-- begin --

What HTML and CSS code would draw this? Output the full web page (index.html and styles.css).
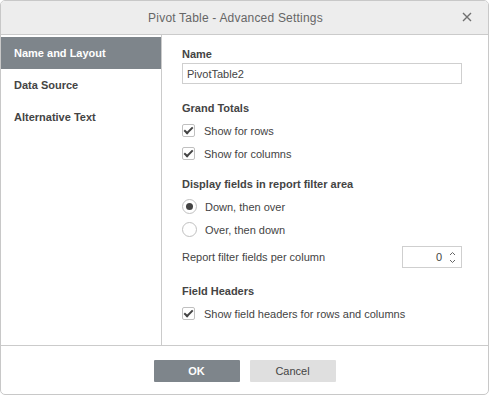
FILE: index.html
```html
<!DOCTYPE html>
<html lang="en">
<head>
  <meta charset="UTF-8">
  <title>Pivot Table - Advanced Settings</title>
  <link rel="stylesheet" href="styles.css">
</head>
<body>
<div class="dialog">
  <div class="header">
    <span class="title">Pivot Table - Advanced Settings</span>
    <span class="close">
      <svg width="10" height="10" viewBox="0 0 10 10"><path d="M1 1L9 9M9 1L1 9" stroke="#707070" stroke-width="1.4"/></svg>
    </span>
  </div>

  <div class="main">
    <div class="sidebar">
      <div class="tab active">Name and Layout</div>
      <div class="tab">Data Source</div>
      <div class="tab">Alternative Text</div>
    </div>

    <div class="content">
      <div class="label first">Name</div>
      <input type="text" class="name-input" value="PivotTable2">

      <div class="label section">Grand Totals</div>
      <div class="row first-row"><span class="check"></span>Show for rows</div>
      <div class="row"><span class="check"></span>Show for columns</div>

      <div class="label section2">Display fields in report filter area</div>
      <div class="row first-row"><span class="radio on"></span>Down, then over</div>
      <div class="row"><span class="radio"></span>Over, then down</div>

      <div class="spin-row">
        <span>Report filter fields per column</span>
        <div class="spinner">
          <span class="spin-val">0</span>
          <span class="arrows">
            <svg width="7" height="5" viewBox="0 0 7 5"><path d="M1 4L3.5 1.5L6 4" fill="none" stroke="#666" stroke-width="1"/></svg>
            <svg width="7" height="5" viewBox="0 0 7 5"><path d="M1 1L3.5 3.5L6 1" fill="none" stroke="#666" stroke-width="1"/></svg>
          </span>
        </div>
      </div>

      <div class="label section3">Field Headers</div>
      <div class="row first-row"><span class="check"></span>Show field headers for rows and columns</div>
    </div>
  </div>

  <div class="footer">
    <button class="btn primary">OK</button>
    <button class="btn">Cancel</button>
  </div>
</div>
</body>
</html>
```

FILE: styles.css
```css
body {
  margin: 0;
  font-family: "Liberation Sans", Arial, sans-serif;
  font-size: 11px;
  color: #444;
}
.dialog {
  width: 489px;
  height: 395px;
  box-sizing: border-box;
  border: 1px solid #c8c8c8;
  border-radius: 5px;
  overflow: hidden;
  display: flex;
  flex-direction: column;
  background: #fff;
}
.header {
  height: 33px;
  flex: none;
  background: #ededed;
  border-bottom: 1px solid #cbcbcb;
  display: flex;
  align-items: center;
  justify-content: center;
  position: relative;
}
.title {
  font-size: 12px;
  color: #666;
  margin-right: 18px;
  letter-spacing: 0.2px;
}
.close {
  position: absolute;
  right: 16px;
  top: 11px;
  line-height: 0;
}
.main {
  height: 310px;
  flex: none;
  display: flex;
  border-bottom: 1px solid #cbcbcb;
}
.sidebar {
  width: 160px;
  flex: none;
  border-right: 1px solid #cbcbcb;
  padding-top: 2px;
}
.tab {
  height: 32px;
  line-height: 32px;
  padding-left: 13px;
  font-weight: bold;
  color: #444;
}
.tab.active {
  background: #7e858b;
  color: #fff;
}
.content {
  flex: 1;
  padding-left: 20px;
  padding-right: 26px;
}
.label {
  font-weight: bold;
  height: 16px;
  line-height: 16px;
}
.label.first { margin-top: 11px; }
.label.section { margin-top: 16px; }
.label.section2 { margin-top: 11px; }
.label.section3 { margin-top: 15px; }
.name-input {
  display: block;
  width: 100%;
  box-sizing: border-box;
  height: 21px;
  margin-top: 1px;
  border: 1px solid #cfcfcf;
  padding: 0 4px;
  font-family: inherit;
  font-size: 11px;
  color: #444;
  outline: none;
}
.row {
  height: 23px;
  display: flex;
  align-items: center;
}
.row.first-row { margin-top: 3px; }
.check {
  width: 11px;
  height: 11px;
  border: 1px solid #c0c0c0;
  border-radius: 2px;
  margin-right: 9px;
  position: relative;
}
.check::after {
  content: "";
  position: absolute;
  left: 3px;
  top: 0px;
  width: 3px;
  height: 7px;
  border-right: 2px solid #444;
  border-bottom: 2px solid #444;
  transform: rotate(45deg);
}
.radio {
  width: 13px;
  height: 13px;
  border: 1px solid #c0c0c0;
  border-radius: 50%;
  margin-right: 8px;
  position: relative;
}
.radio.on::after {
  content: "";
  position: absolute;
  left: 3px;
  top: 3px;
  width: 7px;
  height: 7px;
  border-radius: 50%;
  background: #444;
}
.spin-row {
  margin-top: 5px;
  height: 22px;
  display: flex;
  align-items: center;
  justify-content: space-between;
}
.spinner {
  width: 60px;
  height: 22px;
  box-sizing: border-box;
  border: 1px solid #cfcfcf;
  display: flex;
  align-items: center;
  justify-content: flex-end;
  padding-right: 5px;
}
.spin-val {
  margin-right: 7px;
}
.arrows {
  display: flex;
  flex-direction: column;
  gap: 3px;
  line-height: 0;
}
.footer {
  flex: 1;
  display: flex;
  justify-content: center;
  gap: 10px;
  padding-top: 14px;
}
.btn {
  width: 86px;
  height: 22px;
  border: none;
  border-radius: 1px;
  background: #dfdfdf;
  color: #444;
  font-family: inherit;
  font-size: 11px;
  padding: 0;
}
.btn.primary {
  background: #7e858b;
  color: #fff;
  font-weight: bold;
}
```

-- end --

* **SHORT EXERCISE**:
Please write out all the data again word for word, but not the pictures.

* **OUTPUT**:
What HTML and CSS code would draw this? Output the full web page (index.html and styles.css).
FILE: index.html
```html
<!DOCTYPE html>
<html lang="en">
<head>
  <meta charset="UTF-8">
  <title>Pivot Table - Advanced Settings</title>
  <link rel="stylesheet" href="styles.css">
</head>
<body>
<div class="dialog">
  <div class="header">
    <span class="title">Pivot Table - Advanced Settings</span>
    <span class="close">
      <svg width="10" height="10" viewBox="0 0 10 10"><path d="M1 1L9 9M9 1L1 9" stroke="#707070" stroke-width="1.4"/></svg>
    </span>
  </div>

  <div class="main">
    <div class="sidebar">
      <div class="tab active">Name and Layout</div>
      <div class="tab">Data Source</div>
      <div class="tab">Alternative Text</div>
    </div>

    <div class="content">
      <div class="label first">Name</div>
      <input type="text" class="name-input" value="PivotTable2">

      <div class="label section">Grand Totals</div>
      <div class="row first-row"><span class="check"></span>Show for rows</div>
      <div class="row"><span class="check"></span>Show for columns</div>

      <div class="label section2">Display fields in report filter area</div>
      <div class="row first-row"><span class="radio on"></span>Down, then over</div>
      <div class="row"><span class="radio"></span>Over, then down</div>

      <div class="spin-row">
        <span>Report filter fields per column</span>
        <div class="spinner">
          <span class="spin-val">0</span>
          <span class="arrows">
            <svg width="7" height="5" viewBox="0 0 7 5"><path d="M1 4L3.5 1.5L6 4" fill="none" stroke="#666" stroke-width="1"/></svg>
            <svg width="7" height="5" viewBox="0 0 7 5"><path d="M1 1L3.5 3.5L6 1" fill="none" stroke="#666" stroke-width="1"/></svg>
          </span>
        </div>
      </div>

      <div class="label section3">Field Headers</div>
      <div class="row first-row"><span class="check"></span>Show field headers for rows and columns</div>
    </div>
  </div>

  <div class="footer">
    <button class="btn primary">OK</button>
    <button class="btn">Cancel</button>
  </div>
</div>
</body>
</html>
```

FILE: styles.css
```css
body {
  margin: 0;
  font-family: "Liberation Sans", Arial, sans-serif;
  font-size: 11px;
  color: #444;
}
.dialog {
  width: 489px;
  height: 395px;
  box-sizing: border-box;
  border: 1px solid #c8c8c8;
  border-radius: 5px;
  overflow: hidden;
  display: flex;
  flex-direction: column;
  background: #fff;
}
.header {
  height: 33px;
  flex: none;
  background: #ededed;
  border-bottom: 1px solid #cbcbcb;
  display: flex;
  align-items: center;
  justify-content: center;
  position: relative;
}
.title {
  font-size: 12px;
  color: #666;
  margin-right: 18px;
  letter-spacing: 0.2px;
}
.close {
  position: absolute;
  right: 16px;
  top: 11px;
  line-height: 0;
}
.main {
  height: 310px;
  flex: none;
  display: flex;
  border-bottom: 1px solid #cbcbcb;
}
.sidebar {
  width: 160px;
  flex: none;
  border-right: 1px solid #cbcbcb;
  padding-top: 2px;
}
.tab {
  height: 32px;
  line-height: 32px;
  padding-left: 13px;
  font-weight: bold;
  color: #444;
}
.tab.active {
  background: #7e858b;
  color: #fff;
}
.content {
  flex: 1;
  padding-left: 20px;
  padding-right: 26px;
}
.label {
  font-weight: bold;
  height: 16px;
  line-height: 16px;
}
.label.first { margin-top: 11px; }
.label.section { margin-top: 16px; }
.label.section2 { margin-top: 11px; }
.label.section3 { margin-top: 15px; }
.name-input {
  display: block;
  width: 100%;
  box-sizing: border-box;
  height: 21px;
  margin-top: 1px;
  border: 1px solid #cfcfcf;
  padding: 0 4px;
  font-family: inherit;
  font-size: 11px;
  color: #444;
  outline: none;
}
.row {
  height: 23px;
  display: flex;
  align-items: center;
}
.row.first-row { margin-top: 3px; }
.check {
  width: 11px;
  height: 11px;
  border: 1px solid #c0c0c0;
  border-radius: 2px;
  margin-right: 9px;
  position: relative;
}
.check::after {
  content: "";
  position: absolute;
  left: 3px;
  top: 0px;
  width: 3px;
  height: 7px;
  border-right: 2px solid #444;
  border-bottom: 2px solid #444;
  transform: rotate(45deg);
}
.radio {
  width: 13px;
  height: 13px;
  border: 1px solid #c0c0c0;
  border-radius: 50%;
  margin-right: 8px;
  position: relative;
}
.radio.on::after {
  content: "";
  position: absolute;
  left: 3px;
  top: 3px;
  width: 7px;
  height: 7px;
  border-radius: 50%;
  background: #444;
}
.spin-row {
  margin-top: 5px;
  height: 22px;
  display: flex;
  align-items: center;
  justify-content: space-between;
}
.spinner {
  width: 60px;
  height: 22px;
  box-sizing: border-box;
  border: 1px solid #cfcfcf;
  display: flex;
  align-items: center;
  justify-content: flex-end;
  padding-right: 5px;
}
.spin-val {
  margin-right: 7px;
}
.arrows {
  display: flex;
  flex-direction: column;
  gap: 3px;
  line-height: 0;
}
.footer {
  flex: 1;
  display: flex;
  justify-content: center;
  gap: 10px;
  padding-top: 14px;
}
.btn {
  width: 86px;
  height: 22px;
  border: none;
  border-radius: 1px;
  background: #dfdfdf;
  color: #444;
  font-family: inherit;
  font-size: 11px;
  padding: 0;
}
.btn.primary {
  background: #7e858b;
  color: #fff;
  font-weight: bold;
}
```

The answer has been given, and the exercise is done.